The onslaught of stress that is senior year continues unabated. The overload of difficult classes on the new schedule, the lack of sleep, the too-many practices, and deadlines just go on and on.
There have been some milestones met. He got in the music application for first-choice school a good 24 hours before the deadline. (He is not particularly happy with his recording, but it will have to do). This weekend is the annual band-choir holiday concert, a school tradition, and a wonderful, beautiful event. I had hoped to have a post on that, as it is one event that I will miss terribly next year.
But of course, current events have rendered all personal stresses moot and irrelevant. I will not link to other posts on this atrocity nor recount any details; everyone who might be reading this knows what I am talking about. If by chance you have stumbled on this blog in some cyberspace archive in the future, just look up Connecticut 12-14-12 and you will understand.
I do have things to say, however. First of all this comes against a weird backdrop of local events. On Thursday, everyone got recorded phone messages from the school district. After some strange ramblings about the last day of school, the winter solstice, and the Mayan calendar on December 21st, the message finally got to the point that rumors were running rampant in all the schools about violence on that day. A call that was probably meant to reassure parents they were on top of things ended up being rattling because of poor execution. Talked with another parent about it that night at the dress rehearsal and she was rattled too. December 14th was also apparently part of the rumor mill. And so then the next day, this happened. (And the China thing too, in case you missed it. The difference being those 22 kids were only wounded, the weapon of choice being a knife).
In my time as a mother, I have witnessed numerous of these horrific events. My youngest, this senior I write about now, was exactly six months old at the time of the Oklahoma City bombings. Remember that photo carrying the body of the bloody, dead toddler from the day care center? We were on kid-centric family vacation to Washington D.C. to see the Star Wars exhibit at the Air & Space Museum the day of the Jonesboro, Arkansas shooting (remember those two - they themselves were just kids). I have a college friend whose first child was born the day of the Columbine shootings only a suburb or two away from Littleton. And there was 9/11 - the first month for all of us in the new neighborhood to go to a brand new school, all the moms walking their kids to the bus stop. We had heard the first inklings about it that morning and talked a little about what we had heard, but still all seemed okay. When we went to meet the bus that afternoon, we just stood in stunned silence. I first heard about Virginia Tech while teaching a college class, and while I don't like to out my location on this blog, we are just down the road from the site of another major university shooting. And on and on.
I realize 9/11 is fundamentally different from all these other atrocities, in terms of both scale and intent. But really, isn't the effect the same? An act of terrorism that makes us fearful of living our everyday lives? What did we do after 9/11, after memorial services and the shock was over? We followed our president into two wars, we watched while major legislation was passed to enhance national security despite the very legitimate civil liberties concerns it raised. We tolerate all sorts of inconvenience now so those "others" won't get us.
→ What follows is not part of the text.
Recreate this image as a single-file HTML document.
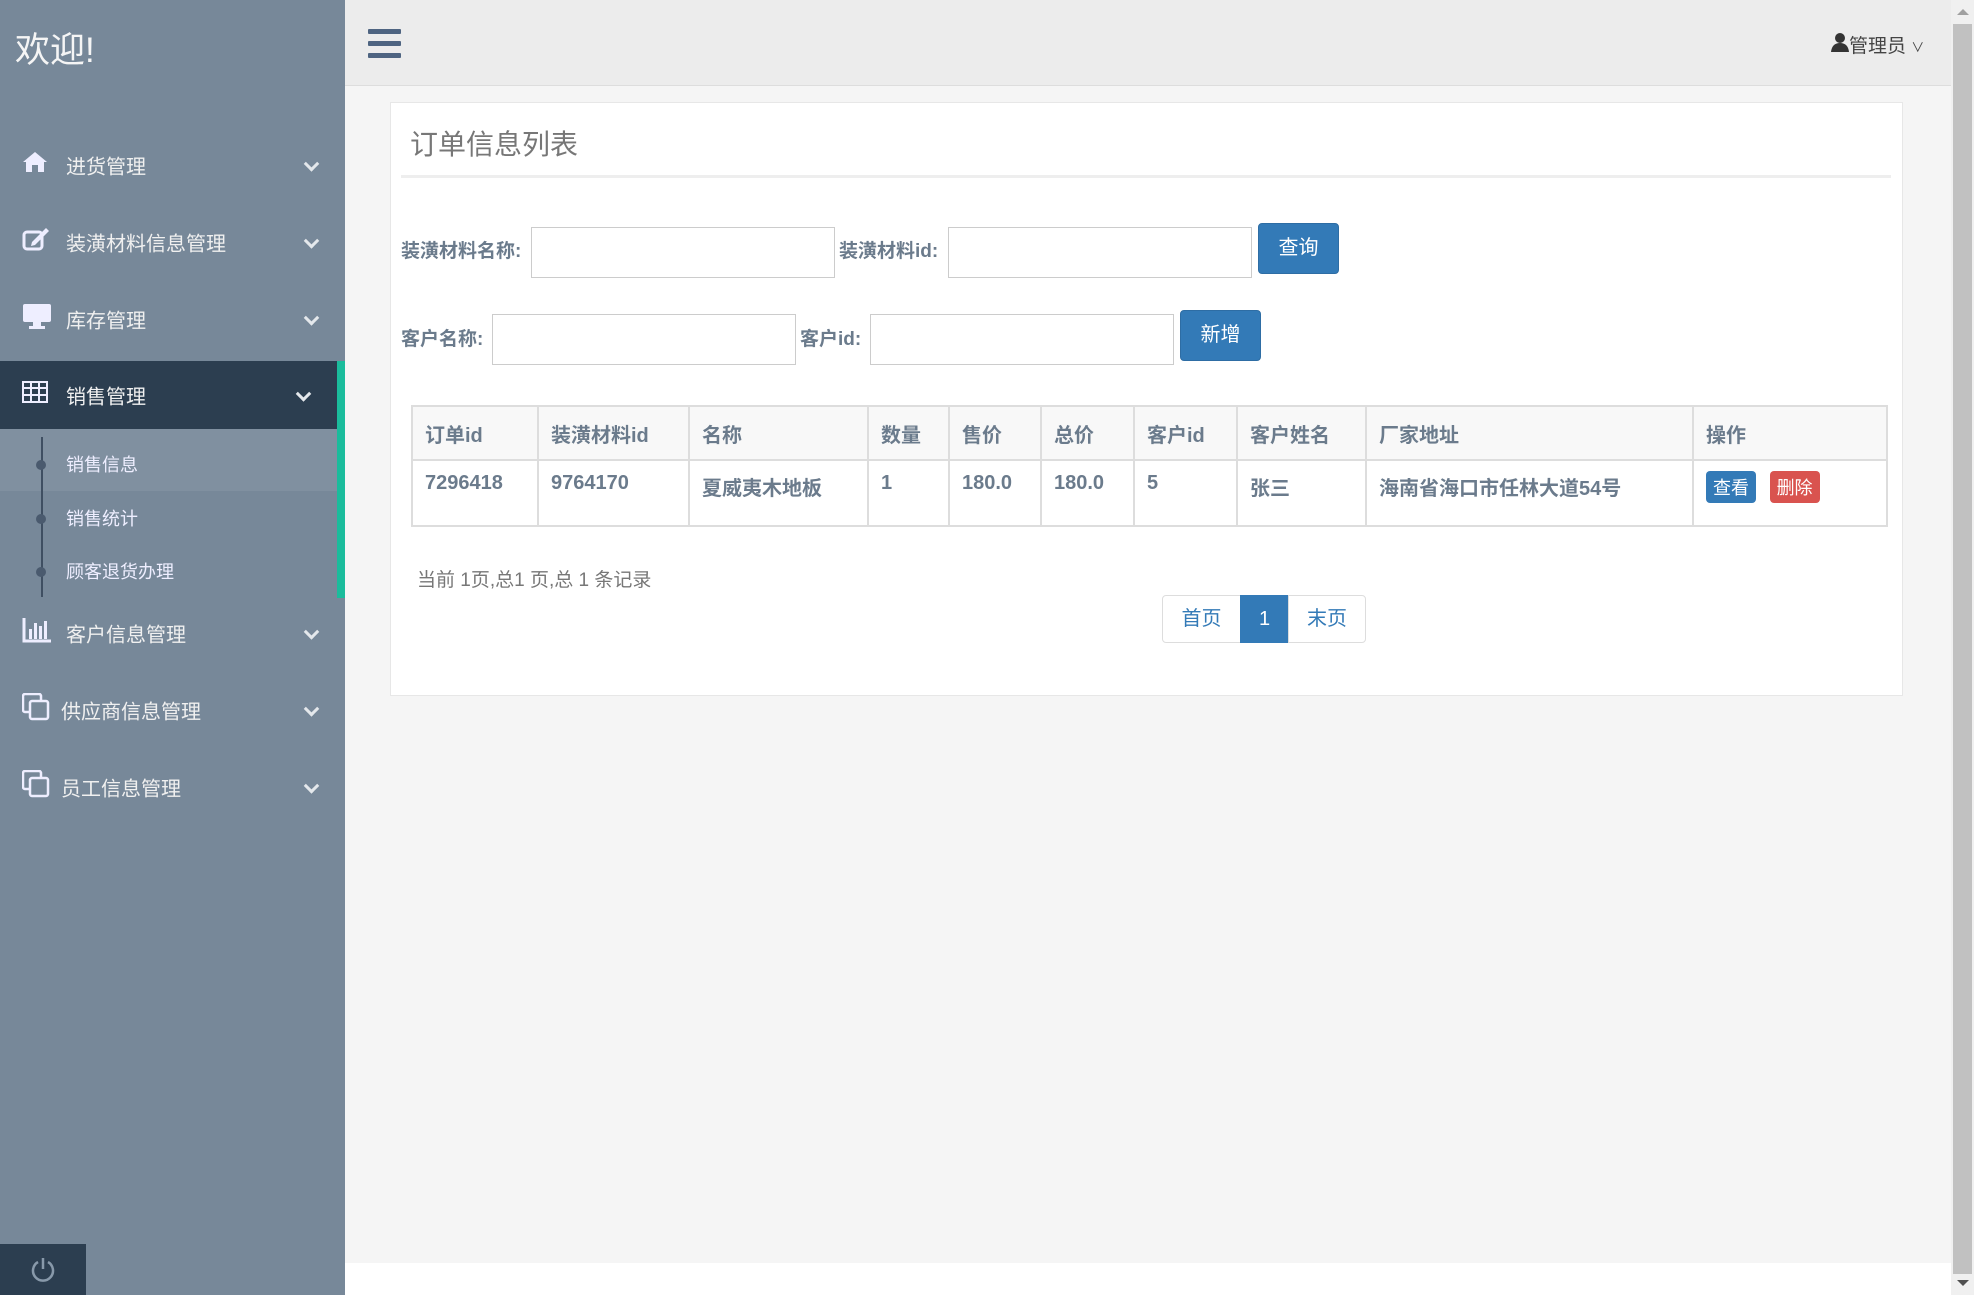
<!DOCTYPE html>
<html><head><meta charset="utf-8"><style>
*{box-sizing:border-box;margin:0;padding:0}
body{width:1974px;height:1295px;overflow:hidden;background:#f5f5f5;font-family:"Liberation Sans","Noto Sans CJK SC",sans-serif;position:relative}
.side{position:absolute;left:0;top:0;width:345px;height:1295px;background:#778899;color:#fff}
.side .wel{position:absolute;left:15px;top:22px;font-size:35px;color:#f5f5f5}
.item{position:absolute;left:0;width:345px;height:60px;font-size:20px;color:#f0f0f0}
.item .ic{position:absolute;left:22px;top:50%;transform:translateY(-50%)}
.item .tx{position:absolute;left:66px;top:50%;transform:translateY(-50%)}
.item .ch{position:absolute;right:28px;top:50%;transform:translateY(-60%) rotate(45deg);width:11px;height:11px;border-right:3px solid #e4e8ec;border-bottom:3px solid #e4e8ec}
.sub{position:absolute;left:66px;font-size:18px;color:#eef}
.dot{position:absolute;left:36px;width:10px;height:10px;border-radius:50%;background:#4a5a6e}
.main{position:absolute;left:345px;top:0;width:1606px;height:1295px}
.hdr{position:absolute;left:0;top:0;width:1606px;height:86px;background:#ececec;border-bottom:1px solid #ddd}
.panel{position:absolute;left:45px;top:102px;width:1513px;height:594px;background:#fff;border:1px solid #e7e7e7}
.lbl{position:absolute;font-size:19px;font-weight:bold;color:#6b7b8c}
.inp{position:absolute;height:51px;width:304px;border:1px solid #ccc;background:#fff}
.btn{position:absolute;height:51px;width:81px;background:#337ab7;border:1px solid #2e6da4;border-radius:4px;color:#fff;font-size:20px;text-align:center;line-height:49px}
table{position:absolute;left:20px;top:302px;width:1475px;table-layout:fixed;border-collapse:collapse;font-size:20px;font-weight:bold;color:#6b7b8c}
td,th{border:2px solid #ddd;text-align:left;padding:0 12px;font-weight:bold;white-space:nowrap;overflow:hidden}
th{height:54px;background:#f8f8f8}
td{height:66px;vertical-align:top;padding-top:11px}
.pg{position:absolute;top:492px;height:48px;border:1px solid #ddd;font-size:20px;line-height:46px;text-align:center;color:#337ab7;background:#fff}
</style></head><body>
<div class="side">
<div class="wel">欢迎!</div>
<div class="item" style="top:135px"><span class="ic"><svg width="26" height="22" viewBox="0 0 26 22"><path d="M13 1 L1 11 L4 11 L4 21 L10 21 L10 14 L16 14 L16 21 L22 21 L22 11 L25 11 Z" fill="#eef"/></svg></span><span class="tx">进货管理</span><span class="ch"></span></div>
<div class="item" style="top:212px"><span class="ic"><svg width="28" height="24" viewBox="0 0 28 24"><rect x="2" y="5" width="18" height="17" rx="3" fill="none" stroke="#eef" stroke-width="3"/><path d="M10 15 L24 1 L27 4 L13 18 L9 19Z" fill="#eef"/></svg></span><span class="tx">装潢材料信息管理</span><span class="ch"></span></div>
<div class="item" style="top:289px"><span class="ic"><svg width="30" height="26" viewBox="0 0 30 26"><rect x="1" y="1" width="28" height="18" rx="2" fill="#eef"/><rect x="11" y="19" width="8" height="5" fill="#eef"/><rect x="7" y="23" width="16" height="3" fill="#eef"/></svg></span><span class="tx">库存管理</span><span class="ch"></span></div>
<div style="position:absolute;left:0;top:361px;width:337px;height:68px;background:#2c3e50"></div>
<div style="position:absolute;left:0;top:429px;width:337px;height:62px;background:#8090a0"></div>
<div style="position:absolute;left:337px;top:361px;width:8px;height:237px;background:#1abc9c"></div>
<div class="item" style="top:365px"><span class="ic"><svg width="26" height="22" viewBox="0 0 26 22"><rect x="1" y="1" width="24" height="20" fill="none" stroke="#eef" stroke-width="2"/><path d="M1 7H25M1 14H25M9 1V21M17 1V21" stroke="#eef" stroke-width="2"/></svg></span><span class="tx">销售管理</span><span class="ch" style="right:36px"></span></div>
<div style="position:absolute;left:41px;top:437px;width:2px;height:160px;background:#3f4f62"></div>
<div class="dot" style="top:460px"></div><div class="sub" style="top:451px">销售信息</div>
<div class="dot" style="top:514px"></div><div class="sub" style="top:505px">销售统计</div>
<div class="dot" style="top:567px"></div><div class="sub" style="top:558px">顾客退货办理</div>
<div class="item" style="top:603px"><span class="ic"><svg width="30" height="26" viewBox="0 0 30 26"><path d="M2 1V24H29" fill="none" stroke="#eef" stroke-width="3"/><rect x="7" y="12" width="3" height="10" fill="#eef"/><rect x="12" y="6" width="3" height="16" fill="#eef"/><rect x="17" y="9" width="3" height="13" fill="#eef"/><rect x="22" y="4" width="3" height="18" fill="#eef"/></svg></span><span class="tx">客户信息管理</span><span class="ch"></span></div>
<div class="item" style="top:680px"><span class="ic"><svg width="28" height="28" viewBox="0 0 28 28"><rect x="1" y="1" width="18" height="18" rx="2" fill="none" stroke="#eef" stroke-width="2.5"/><rect x="8" y="8" width="18" height="18" rx="2" fill="#778899" stroke="#eef" stroke-width="2.5"/></svg></span><span class="tx" style="left:61px">供应商信息管理</span><span class="ch"></span></div>
<div class="item" style="top:757px"><span class="ic"><svg width="28" height="28" viewBox="0 0 28 28"><rect x="1" y="1" width="18" height="18" rx="2" fill="none" stroke="#eef" stroke-width="2.5"/><rect x="8" y="8" width="18" height="18" rx="2" fill="#778899" stroke="#eef" stroke-width="2.5"/></svg></span><span class="tx" style="left:61px">员工信息管理</span><span class="ch"></span></div>
<div style="position:absolute;left:0;top:1244px;width:86px;height:51px;background:#2c3e50"><svg style="position:absolute;left:30px;top:12px" width="26" height="26" viewBox="0 0 26 26"><path d="M8 6A10 10 0 1 0 18 6" fill="none" stroke="#8899aa" stroke-width="2.5"/><path d="M13 2V13" stroke="#8899aa" stroke-width="2.5"/></svg></div>
</div>
<div class="main">
<div class="hdr">
<svg style="position:absolute;left:23px;top:29px" width="33" height="29" viewBox="0 0 33 29"><rect width="33" height="5" rx="1" fill="#4e6481"/><rect y="12" width="33" height="5" rx="1" fill="#4e6481"/><rect y="24" width="33" height="5" rx="1" fill="#4e6481"/></svg>
<div style="position:absolute;left:1486px;top:31px;font-size:19px;color:#444"><svg width="18" height="20" viewBox="0 0 18 20"><circle cx="9" cy="6" r="5" fill="#333"/><path d="M0 20 Q1 11 9 11 Q17 11 18 20Z" fill="#333"/></svg>管理员 <span style="font-size:13px">&#8744;</span></div>
</div>
<div style="position:absolute;left:0;top:1263px;width:1606px;height:32px;background:#fff"></div>
<div class="panel">
<div style="position:absolute;left:19px;top:20px;font-size:28px;color:#777">订单信息列表</div>
<div style="position:absolute;left:10px;top:72px;width:1490px;height:3px;background:#eee"></div>
<div class="lbl" style="left:10px;top:133px">装潢材料名称:</div>
<div class="inp" style="left:140px;top:124px"></div>
<div class="lbl" style="left:448px;top:133px">装潢材料id:</div>
<div class="inp" style="left:557px;top:124px"></div>
<div class="btn" style="left:867px;top:120px">查询</div>
<div class="lbl" style="left:10px;top:221px">客户名称:</div>
<div class="inp" style="left:101px;top:211px"></div>
<div class="lbl" style="left:409px;top:221px">客户id:</div>
<div class="inp" style="left:479px;top:211px"></div>
<div class="btn" style="left:789px;top:207px">新增</div>
<table>
<colgroup><col style="width:126px"><col style="width:151px"><col style="width:179px"><col style="width:81px"><col style="width:92px"><col style="width:93px"><col style="width:103px"><col style="width:129px"><col style="width:327px"><col style="width:194px"></colgroup>
<tr><th>订单id</th><th>装潢材料id</th><th>名称</th><th>数量</th><th>售价</th><th>总价</th><th>客户id</th><th>客户姓名</th><th>厂家地址</th><th>操作</th></tr>
<tr><td>7296418</td><td>9764170</td><td>夏威夷木地板</td><td>1</td><td>180.0</td><td>180.0</td><td>5</td><td>张三</td><td>海南省海口市任林大道54号</td><td style="padding-top:10px"><span style="display:inline-block;background:#337ab7;color:#fff;font-weight:normal;font-size:18px;padding:3px 7px;border-radius:4px">查看</span> <span style="display:inline-block;margin-left:8px;background:#d9534f;color:#fff;font-weight:normal;font-size:18px;padding:3px 7px;border-radius:4px">删除</span></td></tr>
</table>
<div style="position:absolute;left:26px;top:462px;font-size:19px;color:#777">当前 1页,总1 页,总 1 条记录</div>
<div class="pg" style="left:771px;width:79px;border-radius:4px 0 0 4px">首页</div>
<div class="pg" style="left:849px;width:49px;background:#337ab7;border-color:#337ab7;color:#fff">1</div>
<div class="pg" style="left:897px;width:78px;border-radius:0 4px 4px 0">末页</div>
</div>
</div>
<div style="position:absolute;left:1951px;top:0;width:23px;height:1295px;background:#f0f0f0"><div style="position:absolute;left:2px;top:24px;width:19px;height:1250px;background:#c1c1c1"></div><div style="position:absolute;left:6px;top:9px;border-left:6px solid transparent;border-right:6px solid transparent;border-bottom:6px solid #a0a0a0"></div><div style="position:absolute;left:6px;top:1280px;border-left:6px solid transparent;border-right:6px solid transparent;border-top:6px solid #505050"></div></div>
</body></html>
Where is this kind of action about these shootings? Why are we not demanding a no-holds barred, everything on the table conversation by ourselves, our politicians, our news media, our communities? Why are we not angry? I already see on my Facebook feed the familiar pattern. Everyone will post a "what is the world coming to" status. A "our hearts and prayers go out the families" status. Several "Remember" photo memes are going around. We are being told to hug our kids, be grateful, be appreciative, pray. Total strangers will send cards and leave teddy bears and flowers and light candles. And then . . . we will feel we have done what we can. After all, what can we do? We will not act. We will allow ourselves to be helpless.
We need to turn our grief and shock into anger. Not the kind of internalized anger that led to this. But anger that fuels action, that demands change, that won't back down from asking the hard questions. We owe it to our children. We owe it to those children. We owe it to those parents. This is not a tragedy. This is an atrocity. What are you going to do?